I hate to sound like a hard-nosed, old time basketball purist, but you have to wonder if the Warriors are damaging the future of basketball. Steph Curry has an unprecedented gift for shooting the basketball at a high rate from preposterous distance, but fans have to realize that he is a once in a lifetime talent. Now, as a result of Curry being one of the league’s more popular superstars, young kids want to play and score just like Steph. Shooting 30-foot three-pointers is certainly more exciting than learning how to post up and properly defend and while shooting is an important skill to teach young basketball players, it is just one of many fundamentals they need to learn in order to become well-rounded and versatile players. The NBA is without a doubt becoming a shooters league, but let’s hope that post up play doesn’t become entirely obsolete.

 

Team Culture

Since the Warriors are such great shooters, they start celebrating shots before they even go in. Steph Curry shimmies down the court after made shots. The coach Steve Kerr complains about officiating in wins AND losses. Their bench is the most obnoxious bench in the league. Draymond Green gets in the opposing player’s face every chance he gets. In the middle of the 2015-2016 NBA season, we saw the unbelievable arrogance of the Warriors owner, Joe Lacob.
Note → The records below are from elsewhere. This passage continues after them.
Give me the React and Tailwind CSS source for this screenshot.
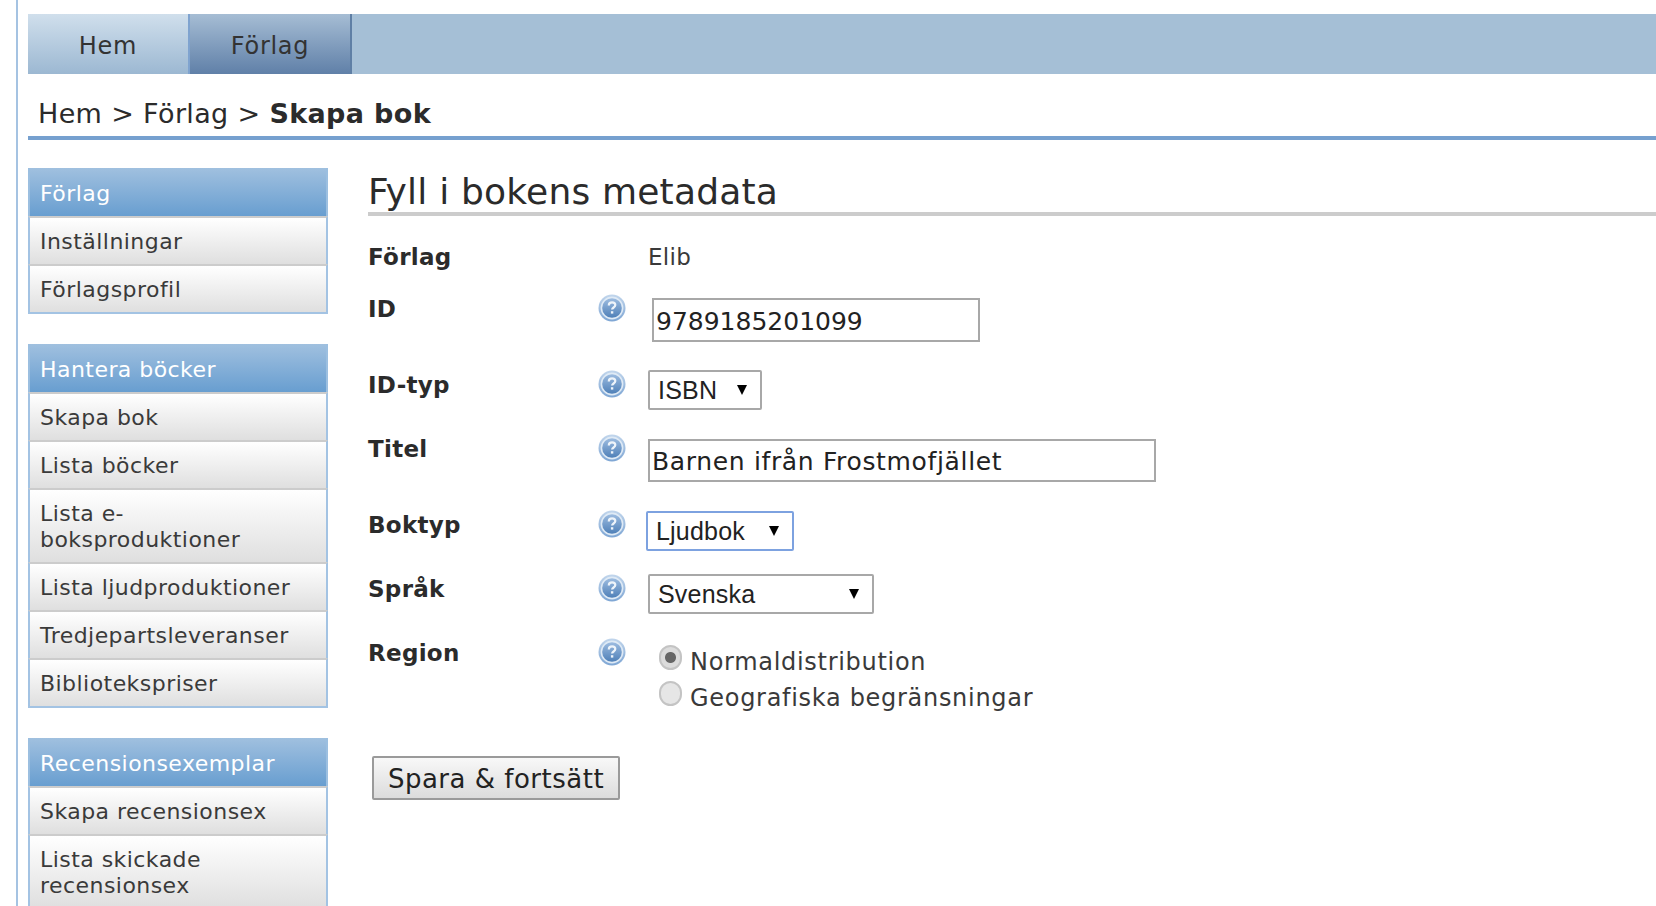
import React from "react";

const menu = [
  {
    title: "Förlag",
    items: ["Inställningar", "Förlagsprofil"],
  },
  {
    title: "Hantera böcker",
    items: [
      "Skapa bok",
      "Lista böcker",
      "Lista e-boksproduktioner",
      "Lista ljudproduktioner",
      "Tredjepartsleveranser",
      "Bibliotekspriser",
    ],
  },
  {
    title: "Recensionsexemplar",
    items: ["Skapa recensionsex", "Lista skickade recensionsex"],
  },
];

// Round blue help badge next to each form row
const HelpIcon = () => (
  <svg width="28" height="28" viewBox="0 0 28 28" className="block">
    <defs>
      <linearGradient id="helpFill" x1="0" y1="0" x2="0" y2="1">
        <stop offset="0" stopColor="#9dbce0" />
        <stop offset="1" stopColor="#4f80b8" />
      </linearGradient>
      <linearGradient id="helpRing" x1="0" y1="0" x2="0" y2="1">
        <stop offset="0" stopColor="#c2d6ec" />
        <stop offset="1" stopColor="#7ea6d4" />
      </linearGradient>
    </defs>
    <circle cx="14" cy="14" r="13.5" fill="url(#helpRing)" />
    <circle cx="14" cy="14" r="11.4" fill="#dfeaf5" />
    <circle cx="14" cy="14" r="9.8" fill="url(#helpFill)" />
    <path
      d="M10.8 11.4c0-2 1.4-3.1 3.3-3.1s3.2 1 3.2 2.8c0 2.4-3.2 2.4-3.2 4.5"
      fill="none"
      stroke="#eef4fa"
      strokeWidth="2.2"
    />
    <rect x="12.9" y="17.2" width="2.4" height="2.4" fill="#eef4fa" />
  </svg>
);

const Select = ({ value, className }) => (
  <div className={`relative ${className}`}>
    <select
      defaultValue={value}
      className="block w-full h-full appearance-none bg-white pl-[8px] text-[25px] tracking-[0.2px] text-[#222] font-['Liberation_Sans',sans-serif] outline-none"
    >
      <option>{value}</option>
    </select>
    <span className="absolute right-[13px] top-1/2 -translate-y-1/2 w-0 h-0 border-x-[5px] border-x-transparent border-t-[10px] border-t-black" />
  </div>
);

const Row = ({ label, className, children }) => (
  <div className={`flex ${className}`}>
    <div className="w-[230px] font-bold text-[23px] tracking-[0.3px] leading-[30px] text-[#2b2b2b]">{label}</div>
    <div className="w-[48px]">
      <HelpIcon />
    </div>
    <div>{children}</div>
  </div>
);

const Radio = ({ label, checked }) => (
  <label className="flex items-center h-[36px] text-[24px] tracking-[0.7px] text-[#3a3a3a]">
    <input
      type="radio"
      name="region"
      defaultChecked={checked}
      className="appearance-none w-[23px] h-[25px] mr-[8px] -mt-[9px] rounded-full border-2 border-[#c4c4c4] bg-[#e6e6e6] checked:bg-[radial-gradient(circle,#666_0,#666_5px,#dcdcdc_6px)]"
    />
    {label}
  </label>
);

export default function App() {
  return (
    <div className="h-[906px] overflow-hidden bg-white font-['DejaVu_Sans',sans-serif]">
      <div className="ml-4 h-full border-l-2 border-[#a5c3e2] pl-[10px] pt-[14px]">
        <nav className="flex h-[60px] bg-[#a5bfd6] text-[24px] tracking-[0.7px] text-[#333]">
          <a className="flex items-center justify-center pt-[4px] w-[160px] bg-gradient-to-b from-[#d0dfec] to-[#9cb8d2]">Hem</a>
          <a className="flex items-center justify-center pt-[4px] w-[164px] border-x-2 border-l-[#7fa3cf] border-r-[#5f7fa5] bg-gradient-to-b from-[#a6bdd4] to-[#6080a8]">Förlag</a>
        </nav>

        <div className="h-[66px] pl-[10px] pt-[22px] border-b-4 border-[#76a0cf] text-[27px] tracking-[0.35px] leading-[36px] text-[#2b2b2b]">
          Hem &gt; Förlag &gt; <b>Skapa bok</b>
        </div>

        <div className="flex mt-[28px]">
          <aside className="w-[300px] shrink-0">
            {menu.map((group) => (
              <div key={group.title} className="mb-[30px]">
                <div className="h-[48px] px-[10px] border-x-2 border-[#9cbfe0] bg-gradient-to-b from-[#a0c0df] to-[#689ed0] text-[22px] tracking-[0.45px] leading-[52px] text-white">
                  {group.title}
                </div>
                {group.items.map((item, i) => (
                  <div
                    key={item}
                    className={`pl-[10px] pr-[20px] pt-[11px] pb-[9px] border-x-2 border-x-[#a3c3e3] border-t-2 border-t-[#cccccc] bg-gradient-to-b from-white to-[#dfdfdf] text-[22px] tracking-[0.45px] leading-[26px] text-[#3a3a3a] ${
                      i === group.items.length - 1 ? "border-b-2 border-b-[#a3c3e3]" : ""
                    }`}
                  >
                    {item}
                  </div>
                ))}
              </div>
            ))}
          </aside>

          <main className="flex-1 ml-[40px]">
            <h1 className="h-[48px] border-b-4 border-[#cccccc] text-[36px] tracking-[0.2px] leading-[48px] text-[#2b2b2b]">
              Fyll i bokens metadata
            </h1>

            <div className="flex h-[78px] pt-[24px] text-[23px] tracking-[0.3px] leading-[34px]">
              <div className="w-[280px] font-bold text-[#2b2b2b]">Förlag</div>
              <div className="text-[#3a3a3a]">Elib</div>
            </div>

            <Row label="ID" className="h-[76px]">
              <input
                defaultValue="9789185201099"
                className="block ml-[6px] mt-[4px] w-[328px] h-[44px] border-2 border-[#a8a8a8] pl-[2px] pt-[2px] text-[25px] text-[#222] outline-none"
              />
            </Row>
            <Row label="ID-typ" className="h-[64px]">
              <Select value="ISBN" className="ml-[2px] w-[114px] h-[40px] border-2 border-[#a8a8a8] rounded-[2px]" />
            </Row>
            <Row label="Titel" className="h-[76px]">
              <input
                defaultValue="Barnen ifrån Frostmofjället"
                className="block ml-[2px] mt-[5px] w-[508px] h-[43px] border-2 border-[#a8a8a8] pl-[2px] pt-[1px] text-[25px] tracking-[0.65px] text-[#222] outline-none"
              />
            </Row>
            <Row label="Boktyp" className="h-[64px]">
              <Select value="Ljudbok" className="mt-[1px] w-[148px] h-[40px] border-2 border-[#7da2e0] rounded-[2px]" />
            </Row>
            <Row label="Språk" className="h-[64px]">
              <Select value="Svenska" className="ml-[2px] w-[226px] h-[40px] border-2 border-[#a8a8a8] rounded-[2px]" />
            </Row>
            <Row label="Region" className="h-[118px]">
              <div className="ml-[13px] mt-[6px]">
                <Radio label="Normaldistribution" checked />
                <Radio label="Geografiska begränsningar" />
              </div>
            </Row>

            <button className="ml-[4px] w-[248px] h-[44px] pt-[2px] border-2 border-[#9a9a9a] rounded-[2px] bg-gradient-to-b from-[#f8f8f8] to-[#dcdcdc] text-[26px] tracking-[0.5px] text-[#222]">
              Spara &amp; fortsätt
            </button>
          </main>
        </div>
      </div>
    </div>
  );
}
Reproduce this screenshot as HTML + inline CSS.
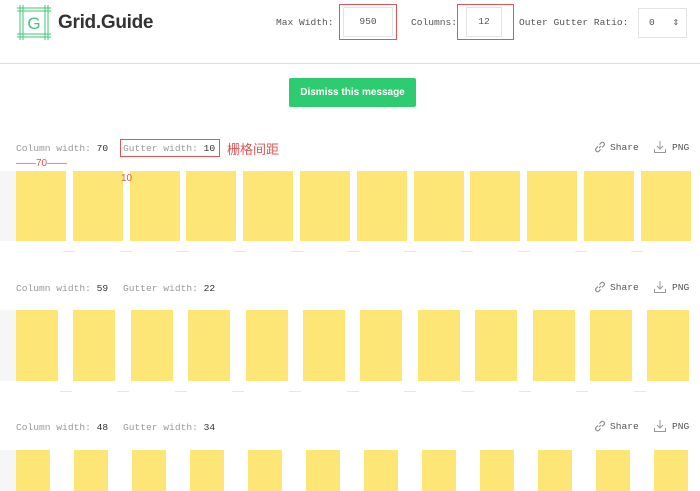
<!DOCTYPE html><html><head><meta charset="utf-8"><style>
*{margin:0;padding:0;box-sizing:border-box}
html,body{width:700px;height:491px;overflow:hidden}
body{background:#fff;position:relative;font-family:"Liberation Mono",monospace;}
.a{position:absolute}
.lbl{font-size:9.6px;color:#555;}
.box{position:absolute;border:1px solid #e3e3e3;background:#fff;font-size:9.6px;color:#555;text-align:center}
.red{position:absolute;border:1px solid #e05555}
.info{position:absolute;font-size:9.6px;color:#999;white-space:nowrap}
.info b{color:#333;font-weight:normal}
.col{position:absolute;background:#fde675}
.act{position:absolute;font-size:9.6px;color:#555}
.dash{position:absolute;height:1px;background:#e6e6e6}
</style></head><body>
<svg class="a" style="left:17px;top:5px" width="34" height="35" viewBox="0 0 34 35">
<g stroke="#3ec77a" stroke-width="1" fill="none">
<line x1="3" y1="0" x2="3" y2="35"/><line x1="6" y1="0" x2="6" y2="35"/>
<line x1="28" y1="0" x2="28" y2="35"/><line x1="31" y1="0" x2="31" y2="35"/>
<line x1="0" y1="3" x2="34" y2="3"/><line x1="0" y1="6" x2="34" y2="6"/>
<line x1="0" y1="29" x2="34" y2="29"/><line x1="0" y1="32" x2="34" y2="32"/>
</g>
<text x="17" y="24" text-anchor="middle" font-family="Liberation Sans" font-size="17" fill="#3ec77a">G</text>
</svg>
<div class="a" style="left:58px;top:12px;font-family:'Liberation Sans',sans-serif;font-size:19px;font-weight:bold;color:#333;letter-spacing:-0.3px">Grid.Guide</div>
<div class="a lbl" style="left:276px;top:17px">Max Width:</div>
<div class="box" style="left:343px;top:7px;width:50px;height:30px;line-height:28px">950</div>
<div class="red" style="left:339px;top:4px;width:58px;height:36px"></div>
<div class="a lbl" style="left:411px;top:17px">Columns:</div>
<div class="box" style="left:466px;top:7px;width:36px;height:30px;line-height:28px">12</div>
<div class="red" style="left:457px;top:4px;width:57px;height:36px"></div>
<div class="a lbl" style="left:519px;top:17px">Outer Gutter Ratio:</div>
<div class="box" style="left:638px;top:8px;width:49px;height:30px;line-height:28px;text-align:left;padding-left:10px">0 <span style="margin-left:12px;font-size:8px">&#8661;</span></div>
<div class="a" style="left:0;top:63px;width:700px;height:1px;background:#e0e0e0"></div>
<div class="a" style="left:289px;top:78px;width:127px;height:29px;background:#2ecc71;border-radius:2px;color:#fff;font-family:'Liberation Sans',sans-serif;font-weight:bold;font-size:10px;text-align:center;line-height:29px">Dismiss this message</div>

<div class="info" style="left:16px;top:143px">Column width: <b>70</b></div>
<div class="info" style="left:123px;top:143px">Gutter width: <b>10</b></div>
<div class="red" style="left:120px;top:139px;width:100px;height:18px"></div>
<div class="a" style="left:227px;top:139px;font-family:'Liberation Sans','Noto Sans CJK SC',sans-serif;font-size:13px;color:#e05555">栅格间距</div>
<div class="a" style="left:16px;top:158px;font-family:'Liberation Sans',sans-serif;font-size:10px;color:#e05555">——70——</div>
<div class="a" style="left:121px;top:173px;font-family:'Liberation Sans',sans-serif;font-size:10px;color:#e05555;z-index:2">10</div>

<div class="info" style="left:16px;top:283px">Column width: <b>59</b></div>
<div class="info" style="left:123px;top:283px">Gutter width: <b>22</b></div>
<div class="info" style="left:16px;top:422px">Column width: <b>48</b></div>
<div class="info" style="left:123px;top:422px">Gutter width: <b>34</b></div>

<div class="a" style="left:0;top:171px;width:700px;height:70px;background:#f6f6f6"></div>
<div class="a" style="left:0;top:310px;width:700px;height:71px;background:#f6f6f6"></div>
<div class="a" style="left:0;top:450px;width:700px;height:41px;background:#f6f6f6"></div>
<script>
var rows=[[171,70,50,16,56.8],[310,71,42,16,57.4],[450,41,34,16,58]];
var h='';
rows.forEach(function(r){
 h+='<div class="a" style="left:16px;top:'+r[0]+'px;width:684px;height:'+r[1]+'px;background:#fff"></div>';
 for(var i=0;i<12;i++){var x=r[3]+i*r[4];
  h+='<div class="col" style="left:'+x.toFixed(1)+'px;top:'+r[0]+'px;width:'+r[2]+'px;height:'+r[1]+'px"></div>';
  if(i>0) h+='<div class="dash" style="left:'+(x-r[4]+r[2]+(r[4]-r[2])/2-6).toFixed(1)+'px;top:'+(r[0]+r[1]+10)+'px;width:12px"></div>';
 }
});
[148,288,427].forEach(function(y){
 h+='<svg class="a" style="left:593px;top:'+(y-8)+'px" width="14" height="14" viewBox="0 0 14 14"><g fill="none" stroke="#888" stroke-width="1.1"><path d="M6 8 L8 6"/><path d="M5 6.5 L3 8.5 a2 2 0 0 0 2.8 2.8 L7.5 9.3"/><path d="M9 7.5 L11 5.5 a2 2 0 0 0 -2.8 -2.8 L6.5 4.7"/></g></svg>';
 h+='<div class="act" style="left:610px;top:'+(y-6)+'px">Share</div>';
 h+='<svg class="a" style="left:653px;top:'+(y-8)+'px" width="14" height="14" viewBox="0 0 14 14"><g fill="none" stroke="#999" stroke-width="1"><path d="M7 1 V9 M4 6 L7 9 L10 6"/><path d="M1.5 9 V12.5 H12.5 V9"/></g></svg>';
 h+='<div class="act" style="left:672px;top:'+(y-6)+'px">PNG</div>';
});
document.body.insertAdjacentHTML('beforeend',h);
</script>
</body></html>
He went to an interview with the New York Times and said that the Warriors are “light-years ahead of the rest of the league”. I understand that you just won your first NBA championship in 45 years, and you are on pace to break the regular season wins record, but saying you are “light-years” ahead of the rest of the NBA is as arrogant as it gets. Look, don’t get me wrong. The Warriors are clearly a great team, and their recent record speaks for itself, but there’s still oh so much to hate about them.

This article first appeared in Issue 15, 2017.
Posted 11:49am Sunday 16th July 2017 by Charlie Hantler.